Dataset section
────────────────────

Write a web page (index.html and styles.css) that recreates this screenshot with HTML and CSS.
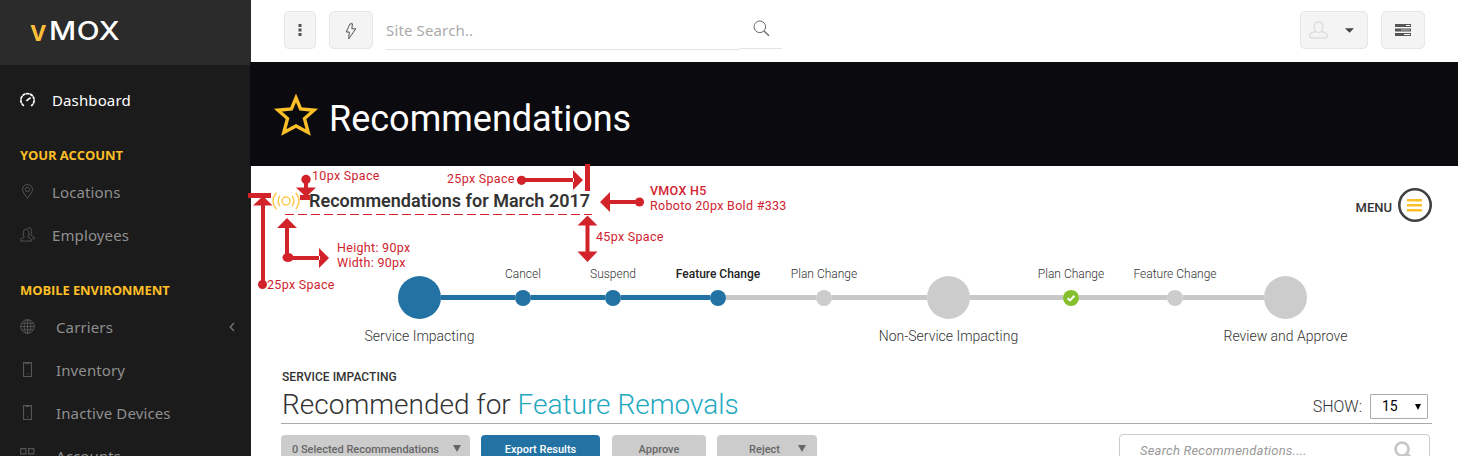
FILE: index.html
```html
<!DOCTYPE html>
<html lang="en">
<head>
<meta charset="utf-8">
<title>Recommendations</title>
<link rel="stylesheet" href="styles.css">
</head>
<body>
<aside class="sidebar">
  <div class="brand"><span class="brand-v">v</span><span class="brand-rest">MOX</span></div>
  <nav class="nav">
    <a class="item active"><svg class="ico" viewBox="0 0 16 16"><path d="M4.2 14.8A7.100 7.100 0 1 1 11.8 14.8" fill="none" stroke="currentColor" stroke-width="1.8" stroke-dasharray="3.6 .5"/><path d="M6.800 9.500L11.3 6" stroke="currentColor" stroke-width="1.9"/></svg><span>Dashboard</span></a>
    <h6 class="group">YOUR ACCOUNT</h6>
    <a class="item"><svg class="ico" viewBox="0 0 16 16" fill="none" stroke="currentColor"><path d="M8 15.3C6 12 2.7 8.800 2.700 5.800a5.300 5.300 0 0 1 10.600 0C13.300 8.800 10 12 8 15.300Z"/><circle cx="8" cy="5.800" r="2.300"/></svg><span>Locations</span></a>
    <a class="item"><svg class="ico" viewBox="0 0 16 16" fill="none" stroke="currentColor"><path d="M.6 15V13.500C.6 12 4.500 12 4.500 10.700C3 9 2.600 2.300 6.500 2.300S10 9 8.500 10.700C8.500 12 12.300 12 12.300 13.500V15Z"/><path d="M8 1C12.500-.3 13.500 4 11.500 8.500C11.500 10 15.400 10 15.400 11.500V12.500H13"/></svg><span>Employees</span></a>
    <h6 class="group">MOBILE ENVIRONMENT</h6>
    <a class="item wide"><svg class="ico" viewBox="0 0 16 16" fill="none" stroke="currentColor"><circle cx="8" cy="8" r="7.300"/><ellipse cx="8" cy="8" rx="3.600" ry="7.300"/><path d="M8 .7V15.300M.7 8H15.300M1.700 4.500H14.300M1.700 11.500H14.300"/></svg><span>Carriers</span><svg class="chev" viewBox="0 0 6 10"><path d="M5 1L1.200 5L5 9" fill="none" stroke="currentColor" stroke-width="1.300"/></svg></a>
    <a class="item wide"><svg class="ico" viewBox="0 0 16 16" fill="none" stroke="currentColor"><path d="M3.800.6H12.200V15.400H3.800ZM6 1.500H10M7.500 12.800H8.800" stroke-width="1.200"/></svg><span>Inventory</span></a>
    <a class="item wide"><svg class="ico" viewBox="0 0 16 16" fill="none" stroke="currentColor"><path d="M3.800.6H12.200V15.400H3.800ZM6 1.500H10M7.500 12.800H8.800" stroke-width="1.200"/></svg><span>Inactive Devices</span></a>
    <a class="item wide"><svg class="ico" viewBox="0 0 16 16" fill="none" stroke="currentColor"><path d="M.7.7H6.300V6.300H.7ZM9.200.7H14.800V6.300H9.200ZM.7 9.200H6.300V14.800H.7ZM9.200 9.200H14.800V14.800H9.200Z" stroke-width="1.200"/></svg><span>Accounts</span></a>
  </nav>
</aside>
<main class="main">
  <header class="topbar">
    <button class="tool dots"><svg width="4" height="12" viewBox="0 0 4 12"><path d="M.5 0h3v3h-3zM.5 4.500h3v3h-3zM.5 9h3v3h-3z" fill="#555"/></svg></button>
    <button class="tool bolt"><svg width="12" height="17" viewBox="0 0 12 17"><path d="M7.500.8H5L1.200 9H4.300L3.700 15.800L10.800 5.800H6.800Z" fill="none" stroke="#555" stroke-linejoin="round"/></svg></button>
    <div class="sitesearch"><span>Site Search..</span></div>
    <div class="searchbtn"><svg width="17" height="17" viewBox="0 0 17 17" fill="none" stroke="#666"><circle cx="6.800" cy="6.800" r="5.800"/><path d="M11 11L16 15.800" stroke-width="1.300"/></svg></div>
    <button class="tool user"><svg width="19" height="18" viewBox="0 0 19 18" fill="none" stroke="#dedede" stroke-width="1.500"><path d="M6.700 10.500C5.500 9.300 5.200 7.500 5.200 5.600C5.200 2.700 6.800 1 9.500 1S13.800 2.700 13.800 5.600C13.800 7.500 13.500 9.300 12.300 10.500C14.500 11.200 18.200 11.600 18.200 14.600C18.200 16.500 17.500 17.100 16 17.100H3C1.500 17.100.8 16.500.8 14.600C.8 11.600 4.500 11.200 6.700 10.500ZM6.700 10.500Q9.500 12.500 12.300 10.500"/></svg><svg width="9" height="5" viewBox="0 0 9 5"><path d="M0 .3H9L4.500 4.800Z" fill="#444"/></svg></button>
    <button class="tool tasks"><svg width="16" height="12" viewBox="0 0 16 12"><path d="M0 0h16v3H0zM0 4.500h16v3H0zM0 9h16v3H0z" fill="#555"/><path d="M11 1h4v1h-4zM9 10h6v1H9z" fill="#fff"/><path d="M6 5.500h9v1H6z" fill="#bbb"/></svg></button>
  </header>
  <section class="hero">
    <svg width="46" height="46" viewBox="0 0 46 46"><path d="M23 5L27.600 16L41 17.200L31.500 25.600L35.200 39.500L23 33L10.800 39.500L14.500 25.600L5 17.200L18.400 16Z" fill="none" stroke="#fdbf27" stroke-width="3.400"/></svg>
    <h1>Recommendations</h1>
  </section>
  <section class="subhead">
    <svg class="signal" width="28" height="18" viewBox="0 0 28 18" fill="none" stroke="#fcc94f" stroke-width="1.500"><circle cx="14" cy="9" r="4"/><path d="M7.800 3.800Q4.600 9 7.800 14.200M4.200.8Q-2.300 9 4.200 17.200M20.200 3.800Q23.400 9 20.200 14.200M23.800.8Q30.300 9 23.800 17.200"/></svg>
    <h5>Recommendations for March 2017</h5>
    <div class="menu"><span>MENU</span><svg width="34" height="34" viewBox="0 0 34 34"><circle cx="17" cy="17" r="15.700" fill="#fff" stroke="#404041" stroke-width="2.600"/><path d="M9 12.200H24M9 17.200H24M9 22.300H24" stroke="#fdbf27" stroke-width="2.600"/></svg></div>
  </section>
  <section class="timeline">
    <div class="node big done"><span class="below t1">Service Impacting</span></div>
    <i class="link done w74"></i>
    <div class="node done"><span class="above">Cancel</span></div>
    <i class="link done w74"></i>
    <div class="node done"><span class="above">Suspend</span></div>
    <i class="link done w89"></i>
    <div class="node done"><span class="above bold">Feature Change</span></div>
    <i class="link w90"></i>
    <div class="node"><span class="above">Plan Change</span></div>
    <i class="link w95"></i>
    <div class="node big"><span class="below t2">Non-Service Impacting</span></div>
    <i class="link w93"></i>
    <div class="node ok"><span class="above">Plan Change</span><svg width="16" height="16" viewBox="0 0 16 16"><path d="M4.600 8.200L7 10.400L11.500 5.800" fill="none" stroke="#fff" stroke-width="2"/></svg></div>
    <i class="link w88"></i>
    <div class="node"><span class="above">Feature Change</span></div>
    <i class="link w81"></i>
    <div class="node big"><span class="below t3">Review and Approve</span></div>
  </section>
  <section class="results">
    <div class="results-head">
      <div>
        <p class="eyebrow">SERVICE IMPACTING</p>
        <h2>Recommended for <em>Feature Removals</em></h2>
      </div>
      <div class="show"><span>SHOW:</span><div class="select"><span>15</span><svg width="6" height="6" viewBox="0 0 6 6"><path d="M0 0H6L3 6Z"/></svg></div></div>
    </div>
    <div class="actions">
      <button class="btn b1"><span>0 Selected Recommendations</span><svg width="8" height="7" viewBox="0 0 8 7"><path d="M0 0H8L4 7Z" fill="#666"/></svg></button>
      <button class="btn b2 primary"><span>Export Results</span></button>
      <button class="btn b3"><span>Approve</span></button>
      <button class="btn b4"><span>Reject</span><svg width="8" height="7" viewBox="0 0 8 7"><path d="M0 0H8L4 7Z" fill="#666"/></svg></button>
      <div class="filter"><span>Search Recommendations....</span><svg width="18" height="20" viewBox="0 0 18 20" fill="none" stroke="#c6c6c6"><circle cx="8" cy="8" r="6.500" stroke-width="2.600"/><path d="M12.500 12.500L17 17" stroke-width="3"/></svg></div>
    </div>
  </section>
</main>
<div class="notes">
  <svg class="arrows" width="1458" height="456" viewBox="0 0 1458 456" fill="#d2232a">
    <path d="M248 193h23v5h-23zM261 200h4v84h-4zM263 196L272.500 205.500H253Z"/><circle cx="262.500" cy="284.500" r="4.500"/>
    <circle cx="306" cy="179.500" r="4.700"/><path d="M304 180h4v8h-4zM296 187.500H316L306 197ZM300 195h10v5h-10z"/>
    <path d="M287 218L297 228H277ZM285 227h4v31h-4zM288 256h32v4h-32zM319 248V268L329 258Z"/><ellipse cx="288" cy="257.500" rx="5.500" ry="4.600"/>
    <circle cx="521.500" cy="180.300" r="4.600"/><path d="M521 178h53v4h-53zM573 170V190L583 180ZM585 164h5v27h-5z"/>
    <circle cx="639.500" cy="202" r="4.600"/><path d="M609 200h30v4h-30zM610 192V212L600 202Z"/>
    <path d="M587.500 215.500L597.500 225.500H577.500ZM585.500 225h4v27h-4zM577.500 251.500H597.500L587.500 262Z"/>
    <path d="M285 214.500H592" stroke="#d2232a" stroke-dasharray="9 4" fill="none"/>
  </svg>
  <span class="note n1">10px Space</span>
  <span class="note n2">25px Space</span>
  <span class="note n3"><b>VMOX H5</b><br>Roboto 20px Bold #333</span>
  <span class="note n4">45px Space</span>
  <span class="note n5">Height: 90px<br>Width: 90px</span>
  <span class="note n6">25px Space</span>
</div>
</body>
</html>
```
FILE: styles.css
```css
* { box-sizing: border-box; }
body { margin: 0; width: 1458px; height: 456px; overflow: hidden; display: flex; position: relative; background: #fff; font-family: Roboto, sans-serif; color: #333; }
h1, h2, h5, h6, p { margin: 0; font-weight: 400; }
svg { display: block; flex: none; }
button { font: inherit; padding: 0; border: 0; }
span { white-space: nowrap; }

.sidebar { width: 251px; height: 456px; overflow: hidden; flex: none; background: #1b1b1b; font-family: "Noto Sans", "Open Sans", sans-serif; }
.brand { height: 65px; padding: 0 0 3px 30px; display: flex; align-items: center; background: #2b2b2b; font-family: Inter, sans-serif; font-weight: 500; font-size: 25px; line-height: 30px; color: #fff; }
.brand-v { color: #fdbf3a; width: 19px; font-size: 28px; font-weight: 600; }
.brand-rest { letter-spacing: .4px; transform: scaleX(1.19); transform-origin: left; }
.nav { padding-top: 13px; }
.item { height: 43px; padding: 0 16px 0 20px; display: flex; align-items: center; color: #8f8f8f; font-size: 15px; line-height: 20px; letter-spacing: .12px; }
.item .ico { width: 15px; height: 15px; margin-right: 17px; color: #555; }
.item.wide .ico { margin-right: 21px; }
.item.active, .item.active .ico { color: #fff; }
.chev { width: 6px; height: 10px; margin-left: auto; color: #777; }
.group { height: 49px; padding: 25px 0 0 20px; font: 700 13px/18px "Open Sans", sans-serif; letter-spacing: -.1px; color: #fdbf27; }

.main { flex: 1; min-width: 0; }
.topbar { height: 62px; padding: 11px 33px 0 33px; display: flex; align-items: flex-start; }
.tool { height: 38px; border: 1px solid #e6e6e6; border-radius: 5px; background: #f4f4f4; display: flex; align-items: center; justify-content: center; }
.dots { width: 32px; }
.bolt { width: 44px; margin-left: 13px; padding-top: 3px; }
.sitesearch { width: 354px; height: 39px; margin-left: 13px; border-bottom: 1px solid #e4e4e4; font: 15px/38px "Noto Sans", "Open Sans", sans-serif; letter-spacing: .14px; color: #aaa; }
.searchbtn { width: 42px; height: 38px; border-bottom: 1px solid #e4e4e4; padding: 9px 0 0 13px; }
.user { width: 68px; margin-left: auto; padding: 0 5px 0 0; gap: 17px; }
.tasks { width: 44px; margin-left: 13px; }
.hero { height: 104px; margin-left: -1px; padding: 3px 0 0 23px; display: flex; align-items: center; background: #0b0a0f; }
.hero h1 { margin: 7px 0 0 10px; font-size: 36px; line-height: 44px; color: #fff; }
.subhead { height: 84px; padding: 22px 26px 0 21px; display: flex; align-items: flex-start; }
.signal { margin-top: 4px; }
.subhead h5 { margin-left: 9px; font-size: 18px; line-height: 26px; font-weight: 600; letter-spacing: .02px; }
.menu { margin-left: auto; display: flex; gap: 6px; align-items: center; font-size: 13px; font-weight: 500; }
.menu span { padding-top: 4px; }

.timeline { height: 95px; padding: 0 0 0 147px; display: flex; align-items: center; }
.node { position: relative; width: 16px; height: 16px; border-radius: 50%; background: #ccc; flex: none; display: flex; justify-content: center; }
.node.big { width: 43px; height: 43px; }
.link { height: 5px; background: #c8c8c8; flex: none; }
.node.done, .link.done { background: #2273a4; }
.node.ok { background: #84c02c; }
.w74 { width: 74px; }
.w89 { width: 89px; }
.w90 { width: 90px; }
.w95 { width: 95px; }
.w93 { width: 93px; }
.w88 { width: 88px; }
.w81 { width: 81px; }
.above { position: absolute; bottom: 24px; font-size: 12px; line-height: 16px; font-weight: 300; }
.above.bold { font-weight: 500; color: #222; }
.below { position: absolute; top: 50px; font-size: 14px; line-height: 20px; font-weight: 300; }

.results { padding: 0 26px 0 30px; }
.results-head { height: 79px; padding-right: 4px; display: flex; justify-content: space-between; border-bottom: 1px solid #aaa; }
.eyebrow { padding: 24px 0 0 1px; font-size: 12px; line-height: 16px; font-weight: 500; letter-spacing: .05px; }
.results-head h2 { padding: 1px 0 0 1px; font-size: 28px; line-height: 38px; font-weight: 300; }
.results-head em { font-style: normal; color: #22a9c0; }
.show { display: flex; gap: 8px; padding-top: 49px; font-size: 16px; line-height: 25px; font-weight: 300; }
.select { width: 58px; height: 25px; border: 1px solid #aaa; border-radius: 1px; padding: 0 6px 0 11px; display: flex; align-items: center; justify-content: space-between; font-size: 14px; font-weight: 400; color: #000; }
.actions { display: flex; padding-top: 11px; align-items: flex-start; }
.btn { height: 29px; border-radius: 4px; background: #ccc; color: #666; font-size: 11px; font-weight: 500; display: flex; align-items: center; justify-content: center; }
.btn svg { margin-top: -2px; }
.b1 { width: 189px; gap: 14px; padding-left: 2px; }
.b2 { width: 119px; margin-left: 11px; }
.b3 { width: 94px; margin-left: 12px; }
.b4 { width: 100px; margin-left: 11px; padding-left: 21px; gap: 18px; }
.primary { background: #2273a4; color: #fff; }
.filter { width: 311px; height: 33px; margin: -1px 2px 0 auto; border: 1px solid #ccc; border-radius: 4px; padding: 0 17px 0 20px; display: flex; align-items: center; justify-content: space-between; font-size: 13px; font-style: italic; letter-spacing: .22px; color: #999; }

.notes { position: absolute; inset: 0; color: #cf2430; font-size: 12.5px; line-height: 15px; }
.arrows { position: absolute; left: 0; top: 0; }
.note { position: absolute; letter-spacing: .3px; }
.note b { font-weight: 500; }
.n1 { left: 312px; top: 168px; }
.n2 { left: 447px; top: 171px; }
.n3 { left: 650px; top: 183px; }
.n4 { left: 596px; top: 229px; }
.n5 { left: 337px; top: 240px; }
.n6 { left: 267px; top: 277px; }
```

────────────────────

Work to be completed
Where a line above holds the string "index", show that line.

Answer to this problem
Write a web page (index.html and styles.css) that recreates this screenshot with HTML and CSS.
FILE: index.html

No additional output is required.